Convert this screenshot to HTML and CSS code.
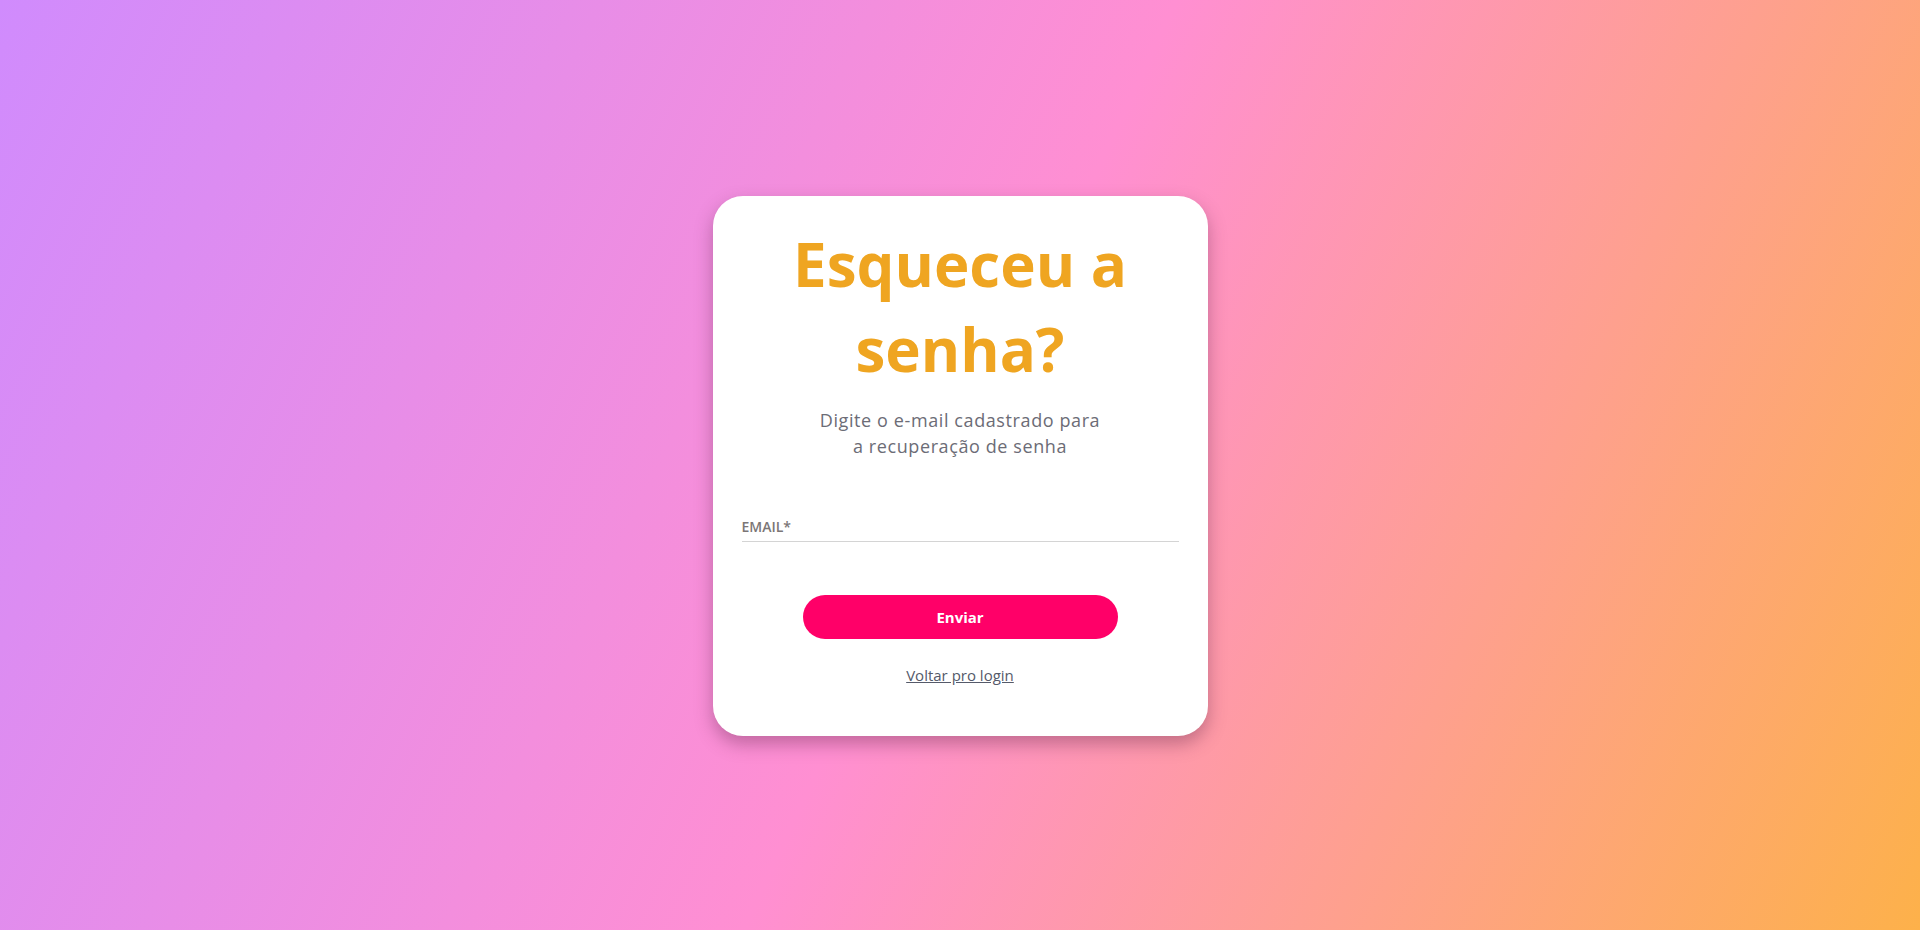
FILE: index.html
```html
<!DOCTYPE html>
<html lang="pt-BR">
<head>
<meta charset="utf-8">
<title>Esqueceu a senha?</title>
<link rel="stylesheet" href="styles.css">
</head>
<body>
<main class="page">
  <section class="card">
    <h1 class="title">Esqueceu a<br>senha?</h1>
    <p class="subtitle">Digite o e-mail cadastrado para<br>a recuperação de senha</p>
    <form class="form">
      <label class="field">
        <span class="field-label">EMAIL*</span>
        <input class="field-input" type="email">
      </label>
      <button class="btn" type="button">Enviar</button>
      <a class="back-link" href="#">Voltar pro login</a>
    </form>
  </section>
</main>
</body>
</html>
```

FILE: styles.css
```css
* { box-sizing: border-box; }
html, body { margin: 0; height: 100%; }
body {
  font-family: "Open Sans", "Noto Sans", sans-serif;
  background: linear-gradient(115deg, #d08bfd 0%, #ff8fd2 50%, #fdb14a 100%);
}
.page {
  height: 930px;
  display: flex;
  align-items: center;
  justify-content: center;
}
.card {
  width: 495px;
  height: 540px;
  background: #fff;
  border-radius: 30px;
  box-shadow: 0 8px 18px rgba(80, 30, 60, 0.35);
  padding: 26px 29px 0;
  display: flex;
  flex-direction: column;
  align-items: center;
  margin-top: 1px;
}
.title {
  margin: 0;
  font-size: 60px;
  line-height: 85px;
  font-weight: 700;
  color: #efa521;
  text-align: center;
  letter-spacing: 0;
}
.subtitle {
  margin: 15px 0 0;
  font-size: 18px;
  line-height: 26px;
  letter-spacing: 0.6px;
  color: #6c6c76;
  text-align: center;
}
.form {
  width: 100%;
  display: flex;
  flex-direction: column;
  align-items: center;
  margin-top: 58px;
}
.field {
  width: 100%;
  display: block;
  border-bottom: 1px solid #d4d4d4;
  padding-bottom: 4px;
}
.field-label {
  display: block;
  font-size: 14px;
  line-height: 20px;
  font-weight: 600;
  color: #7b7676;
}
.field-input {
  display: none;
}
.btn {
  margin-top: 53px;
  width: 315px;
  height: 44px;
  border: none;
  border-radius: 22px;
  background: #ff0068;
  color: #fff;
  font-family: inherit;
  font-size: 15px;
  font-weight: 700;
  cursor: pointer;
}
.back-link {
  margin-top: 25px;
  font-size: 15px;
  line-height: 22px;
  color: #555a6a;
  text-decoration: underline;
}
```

****************************************

Short task: Give back the whole listing as it stands, minus its pictures.

Response for this exercise:
Convert this screenshot to HTML and CSS code.
FILE: index.html
```html
<!DOCTYPE html>
<html lang="pt-BR">
<head>
<meta charset="utf-8">
<title>Esqueceu a senha?</title>
<link rel="stylesheet" href="styles.css">
</head>
<body>
<main class="page">
  <section class="card">
    <h1 class="title">Esqueceu a<br>senha?</h1>
    <p class="subtitle">Digite o e-mail cadastrado para<br>a recuperação de senha</p>
    <form class="form">
      <label class="field">
        <span class="field-label">EMAIL*</span>
        <input class="field-input" type="email">
      </label>
      <button class="btn" type="button">Enviar</button>
      <a class="back-link" href="#">Voltar pro login</a>
    </form>
  </section>
</main>
</body>
</html>
```

FILE: styles.css
```css
* { box-sizing: border-box; }
html, body { margin: 0; height: 100%; }
body {
  font-family: "Open Sans", "Noto Sans", sans-serif;
  background: linear-gradient(115deg, #d08bfd 0%, #ff8fd2 50%, #fdb14a 100%);
}
.page {
  height: 930px;
  display: flex;
  align-items: center;
  justify-content: center;
}
.card {
  width: 495px;
  height: 540px;
  background: #fff;
  border-radius: 30px;
  box-shadow: 0 8px 18px rgba(80, 30, 60, 0.35);
  padding: 26px 29px 0;
  display: flex;
  flex-direction: column;
  align-items: center;
  margin-top: 1px;
}
.title {
  margin: 0;
  font-size: 60px;
  line-height: 85px;
  font-weight: 700;
  color: #efa521;
  text-align: center;
  letter-spacing: 0;
}
.subtitle {
  margin: 15px 0 0;
  font-size: 18px;
  line-height: 26px;
  letter-spacing: 0.6px;
  color: #6c6c76;
  text-align: center;
}
.form {
  width: 100%;
  display: flex;
  flex-direction: column;
  align-items: center;
  margin-top: 58px;
}
.field {
  width: 100%;
  display: block;
  border-bottom: 1px solid #d4d4d4;
  padding-bottom: 4px;
}
.field-label {
  display: block;
  font-size: 14px;
  line-height: 20px;
  font-weight: 600;
  color: #7b7676;
}
.field-input {
  display: none;
}
.btn {
  margin-top: 53px;
  width: 315px;
  height: 44px;
  border: none;
  border-radius: 22px;
  background: #ff0068;
  color: #fff;
  font-family: inherit;
  font-size: 15px;
  font-weight: 700;
  cursor: pointer;
}
.back-link {
  margin-top: 25px;
  font-size: 15px;
  line-height: 22px;
  color: #555a6a;
  text-decoration: underline;
}
```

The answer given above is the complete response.